** Problem description **
Say how many lines in the records include the string "Write", adding no other words.

** Task data **
◆ ◆ ◆
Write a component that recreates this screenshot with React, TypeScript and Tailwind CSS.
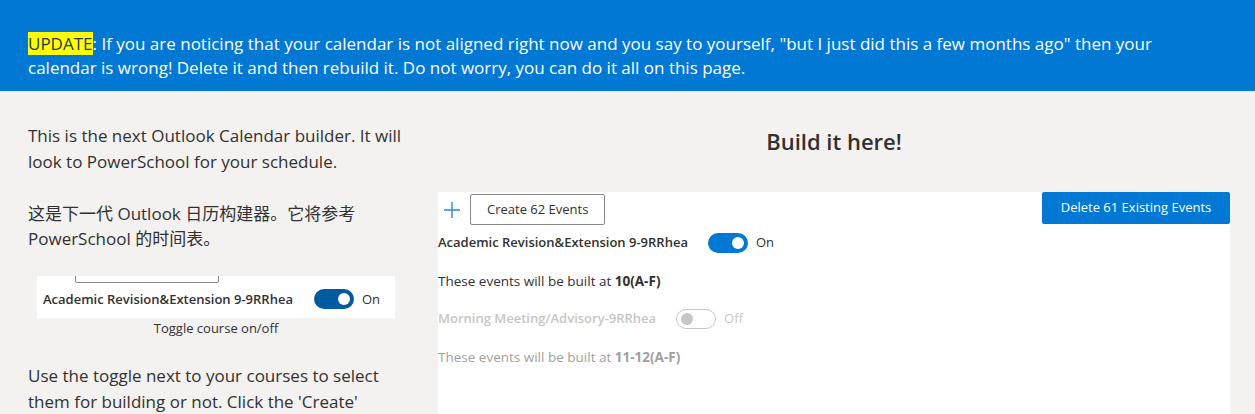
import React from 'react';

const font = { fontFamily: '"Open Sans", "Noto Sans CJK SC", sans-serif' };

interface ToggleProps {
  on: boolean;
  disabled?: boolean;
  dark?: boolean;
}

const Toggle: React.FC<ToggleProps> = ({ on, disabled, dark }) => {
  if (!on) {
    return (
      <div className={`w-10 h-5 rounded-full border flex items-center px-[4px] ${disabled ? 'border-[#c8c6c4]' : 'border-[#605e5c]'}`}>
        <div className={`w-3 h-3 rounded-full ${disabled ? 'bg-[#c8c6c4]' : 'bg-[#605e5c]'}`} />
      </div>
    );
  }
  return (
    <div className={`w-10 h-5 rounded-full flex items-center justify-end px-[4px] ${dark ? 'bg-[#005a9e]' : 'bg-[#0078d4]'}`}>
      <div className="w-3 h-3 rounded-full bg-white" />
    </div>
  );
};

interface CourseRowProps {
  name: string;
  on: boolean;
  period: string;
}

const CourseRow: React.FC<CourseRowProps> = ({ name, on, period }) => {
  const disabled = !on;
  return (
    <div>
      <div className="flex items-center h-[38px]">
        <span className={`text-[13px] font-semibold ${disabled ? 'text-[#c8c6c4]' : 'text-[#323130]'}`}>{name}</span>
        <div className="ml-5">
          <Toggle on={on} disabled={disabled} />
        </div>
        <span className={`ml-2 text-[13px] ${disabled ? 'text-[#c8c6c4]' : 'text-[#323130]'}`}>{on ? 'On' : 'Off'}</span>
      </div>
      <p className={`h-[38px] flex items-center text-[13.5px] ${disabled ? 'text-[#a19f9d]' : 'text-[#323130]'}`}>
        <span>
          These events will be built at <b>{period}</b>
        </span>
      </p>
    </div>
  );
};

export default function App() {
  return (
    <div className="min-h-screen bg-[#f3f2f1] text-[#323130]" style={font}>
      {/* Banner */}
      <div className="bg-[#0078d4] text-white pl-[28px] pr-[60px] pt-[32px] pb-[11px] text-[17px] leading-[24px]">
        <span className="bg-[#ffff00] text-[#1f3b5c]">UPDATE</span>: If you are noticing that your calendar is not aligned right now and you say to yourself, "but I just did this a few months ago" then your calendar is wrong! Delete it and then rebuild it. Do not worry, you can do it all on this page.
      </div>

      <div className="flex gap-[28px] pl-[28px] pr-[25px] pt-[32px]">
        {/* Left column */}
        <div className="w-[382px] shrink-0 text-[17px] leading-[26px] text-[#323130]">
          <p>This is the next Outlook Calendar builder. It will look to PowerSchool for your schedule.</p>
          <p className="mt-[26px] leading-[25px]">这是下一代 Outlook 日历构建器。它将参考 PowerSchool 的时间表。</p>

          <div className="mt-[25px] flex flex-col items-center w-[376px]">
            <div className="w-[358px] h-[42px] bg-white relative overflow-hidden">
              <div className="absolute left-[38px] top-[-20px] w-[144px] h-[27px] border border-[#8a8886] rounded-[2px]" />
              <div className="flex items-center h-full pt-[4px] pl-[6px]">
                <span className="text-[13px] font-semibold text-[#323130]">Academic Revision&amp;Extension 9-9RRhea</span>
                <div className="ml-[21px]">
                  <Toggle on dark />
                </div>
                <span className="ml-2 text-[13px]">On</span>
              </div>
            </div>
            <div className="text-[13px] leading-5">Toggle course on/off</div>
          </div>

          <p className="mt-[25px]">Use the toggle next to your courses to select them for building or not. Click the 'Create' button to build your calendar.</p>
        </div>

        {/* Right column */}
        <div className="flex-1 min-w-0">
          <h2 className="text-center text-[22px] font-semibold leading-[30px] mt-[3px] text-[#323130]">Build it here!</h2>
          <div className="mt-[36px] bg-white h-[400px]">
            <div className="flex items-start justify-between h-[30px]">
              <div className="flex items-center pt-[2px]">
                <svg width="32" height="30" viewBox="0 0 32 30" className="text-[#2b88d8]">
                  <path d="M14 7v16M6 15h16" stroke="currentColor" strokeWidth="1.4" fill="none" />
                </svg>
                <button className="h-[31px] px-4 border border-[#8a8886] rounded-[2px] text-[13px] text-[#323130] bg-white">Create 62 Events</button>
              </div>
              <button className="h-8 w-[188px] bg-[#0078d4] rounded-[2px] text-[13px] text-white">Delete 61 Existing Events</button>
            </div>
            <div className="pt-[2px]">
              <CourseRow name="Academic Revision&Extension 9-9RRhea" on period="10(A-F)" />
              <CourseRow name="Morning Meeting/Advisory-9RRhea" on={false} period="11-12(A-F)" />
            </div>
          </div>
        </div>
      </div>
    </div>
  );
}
◆ ◆ ◆
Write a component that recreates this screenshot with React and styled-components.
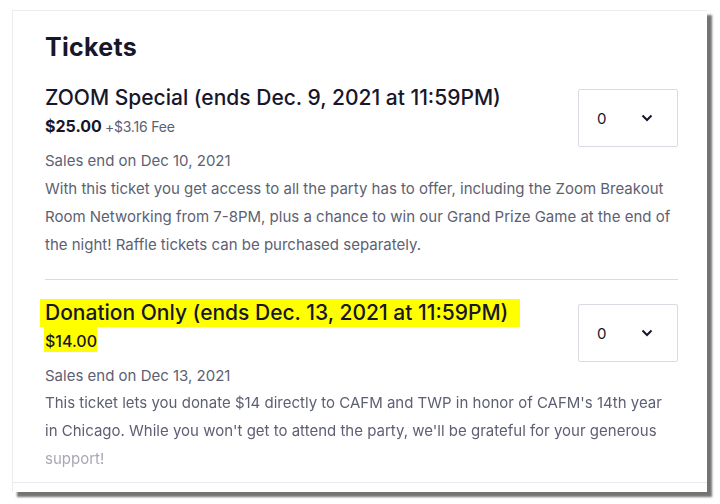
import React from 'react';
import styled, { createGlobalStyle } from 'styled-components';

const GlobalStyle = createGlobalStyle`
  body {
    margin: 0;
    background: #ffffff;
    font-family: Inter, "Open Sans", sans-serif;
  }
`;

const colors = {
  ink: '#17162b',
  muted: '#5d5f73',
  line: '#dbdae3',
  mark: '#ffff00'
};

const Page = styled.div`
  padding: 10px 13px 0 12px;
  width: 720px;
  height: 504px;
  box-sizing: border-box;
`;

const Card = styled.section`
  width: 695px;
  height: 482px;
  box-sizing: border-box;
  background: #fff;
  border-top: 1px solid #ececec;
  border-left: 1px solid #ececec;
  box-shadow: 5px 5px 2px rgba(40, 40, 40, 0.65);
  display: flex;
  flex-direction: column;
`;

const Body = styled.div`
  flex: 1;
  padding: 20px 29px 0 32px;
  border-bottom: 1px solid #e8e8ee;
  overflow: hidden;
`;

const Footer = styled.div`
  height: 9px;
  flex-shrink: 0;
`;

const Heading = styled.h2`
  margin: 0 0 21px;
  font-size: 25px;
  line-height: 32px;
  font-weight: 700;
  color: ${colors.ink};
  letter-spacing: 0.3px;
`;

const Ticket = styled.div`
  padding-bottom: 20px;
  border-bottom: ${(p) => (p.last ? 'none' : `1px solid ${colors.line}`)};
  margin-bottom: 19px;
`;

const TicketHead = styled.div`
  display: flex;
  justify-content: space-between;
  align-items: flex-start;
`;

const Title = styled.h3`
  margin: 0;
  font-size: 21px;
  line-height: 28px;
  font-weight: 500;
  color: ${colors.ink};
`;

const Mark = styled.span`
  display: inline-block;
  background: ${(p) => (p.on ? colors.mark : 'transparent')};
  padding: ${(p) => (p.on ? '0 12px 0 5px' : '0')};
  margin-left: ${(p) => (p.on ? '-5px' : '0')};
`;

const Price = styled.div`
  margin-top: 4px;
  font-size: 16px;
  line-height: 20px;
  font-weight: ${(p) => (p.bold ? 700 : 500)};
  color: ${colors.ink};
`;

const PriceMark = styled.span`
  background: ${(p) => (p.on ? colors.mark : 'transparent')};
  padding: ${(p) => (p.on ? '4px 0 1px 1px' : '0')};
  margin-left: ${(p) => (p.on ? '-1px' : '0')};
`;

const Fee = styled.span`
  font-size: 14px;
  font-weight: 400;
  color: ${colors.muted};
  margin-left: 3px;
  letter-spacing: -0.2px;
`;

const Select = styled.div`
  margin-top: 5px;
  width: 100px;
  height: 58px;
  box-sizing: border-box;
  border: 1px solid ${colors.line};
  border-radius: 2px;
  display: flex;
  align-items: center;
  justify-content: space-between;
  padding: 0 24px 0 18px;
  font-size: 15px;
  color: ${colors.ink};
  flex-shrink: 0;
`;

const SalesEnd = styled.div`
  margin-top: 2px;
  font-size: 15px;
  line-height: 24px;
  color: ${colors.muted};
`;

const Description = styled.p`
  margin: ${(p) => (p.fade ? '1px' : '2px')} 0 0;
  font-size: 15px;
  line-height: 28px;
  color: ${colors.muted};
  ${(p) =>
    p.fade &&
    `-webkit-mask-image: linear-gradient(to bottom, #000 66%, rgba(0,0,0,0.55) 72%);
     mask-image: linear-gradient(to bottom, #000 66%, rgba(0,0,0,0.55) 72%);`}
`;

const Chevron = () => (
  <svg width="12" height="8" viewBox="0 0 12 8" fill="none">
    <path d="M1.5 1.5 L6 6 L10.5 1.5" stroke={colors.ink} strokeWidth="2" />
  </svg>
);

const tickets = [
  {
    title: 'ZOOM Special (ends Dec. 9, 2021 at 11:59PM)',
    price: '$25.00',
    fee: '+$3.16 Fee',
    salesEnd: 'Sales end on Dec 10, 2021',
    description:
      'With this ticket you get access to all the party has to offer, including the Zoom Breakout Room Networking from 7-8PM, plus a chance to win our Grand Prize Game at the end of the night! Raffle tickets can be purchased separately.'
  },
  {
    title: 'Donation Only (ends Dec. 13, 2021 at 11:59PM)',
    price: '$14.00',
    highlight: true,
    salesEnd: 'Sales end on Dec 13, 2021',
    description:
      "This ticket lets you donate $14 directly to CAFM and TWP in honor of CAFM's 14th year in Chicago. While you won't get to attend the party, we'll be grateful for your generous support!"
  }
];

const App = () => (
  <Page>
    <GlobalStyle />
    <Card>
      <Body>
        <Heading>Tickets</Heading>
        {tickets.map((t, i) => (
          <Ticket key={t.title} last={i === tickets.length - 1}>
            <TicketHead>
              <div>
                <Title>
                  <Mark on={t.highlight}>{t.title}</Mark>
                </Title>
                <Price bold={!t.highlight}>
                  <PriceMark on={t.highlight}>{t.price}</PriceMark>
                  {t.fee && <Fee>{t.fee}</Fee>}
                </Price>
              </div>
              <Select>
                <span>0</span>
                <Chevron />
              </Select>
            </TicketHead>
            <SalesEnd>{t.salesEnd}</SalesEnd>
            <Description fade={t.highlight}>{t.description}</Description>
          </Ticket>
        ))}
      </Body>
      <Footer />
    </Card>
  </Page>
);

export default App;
◆ ◆ ◆
** Solved exercise **
2